--- PROVIDED MATERIAL ---
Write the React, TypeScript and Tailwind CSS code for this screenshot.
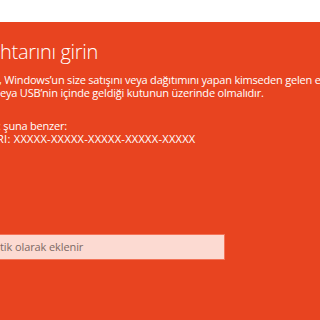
export default function App() {
    return (
        <div className="w-[320px] h-[320px] overflow-hidden bg-[#e84420] flex flex-col" style={{ fontFamily: '"Open Sans", "Noto Sans", sans-serif' }}>
            <div className="h-[22px] bg-white shrink-0" />

            <div className="flex flex-col whitespace-nowrap text-white">
                {/* Title, cut off on the left */}
                <h1 className="mt-[17px] text-[20px] leading-[25px] font-light tracking-[-0.3px]">htarını girin</h1>

                <div className="mt-[9px] text-[11px] leading-[13px] tracking-[-0.2px]">
                    <p className="-ml-[1px]">, Windows’un size satışını veya dağıtımını yapan kimseden gelen e-postada ya da DVD</p>
                    <p>eya USB’nin içinde geldiği kutunun üzerinde olmalıdır.</p>
                </div>

                <div className="mt-[20px] text-[11px] leading-[13px]">
                    <p className="-ml-[2px] tracking-[-0.2px]">: şuna benzer:</p>
                    <p className="-ml-[3px] tracking-[0.3px]">RI: XXXXX-XXXXX-XXXXX-XXXXX-XXXXX</p>
                </div>

                <div className="mt-[89px] w-[226px] h-[26px] -ml-[1px] bg-[#fcdad2] border border-[#f37358] flex items-center">
                    <span className="text-[11px] text-[#7d6964] tracking-[-0.1px]">tik olarak eklenir</span>
                </div>
            </div>
        </div>
    );
}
---
**REQUEST**
Reproduce the listing word for word and omit its pictures.

**WRITTEN RESPONSE**
Write the React, TypeScript and Tailwind CSS code for this screenshot.
export default function App() {
    return (
        <div className="w-[320px] h-[320px] overflow-hidden bg-[#e84420] flex flex-col" style={{ fontFamily: '"Open Sans", "Noto Sans", sans-serif' }}>
            <div className="h-[22px] bg-white shrink-0" />

            <div className="flex flex-col whitespace-nowrap text-white">
                {/* Title, cut off on the left */}
                <h1 className="mt-[17px] text-[20px] leading-[25px] font-light tracking-[-0.3px]">htarını girin</h1>

                <div className="mt-[9px] text-[11px] leading-[13px] tracking-[-0.2px]">
                    <p className="-ml-[1px]">, Windows’un size satışını veya dağıtımını yapan kimseden gelen e-postada ya da DVD</p>
                    <p>eya USB’nin içinde geldiği kutunun üzerinde olmalıdır.</p>
                </div>

                <div className="mt-[20px] text-[11px] leading-[13px]">
                    <p className="-ml-[2px] tracking-[-0.2px]">: şuna benzer:</p>
                    <p className="-ml-[3px] tracking-[0.3px]">RI: XXXXX-XXXXX-XXXXX-XXXXX-XXXXX</p>
                </div>

                <div className="mt-[89px] w-[226px] h-[26px] -ml-[1px] bg-[#fcdad2] border border-[#f37358] flex items-center">
                    <span className="text-[11px] text-[#7d6964] tracking-[-0.1px]">tik olarak eklenir</span>
                </div>
            </div>
        </div>
    );
}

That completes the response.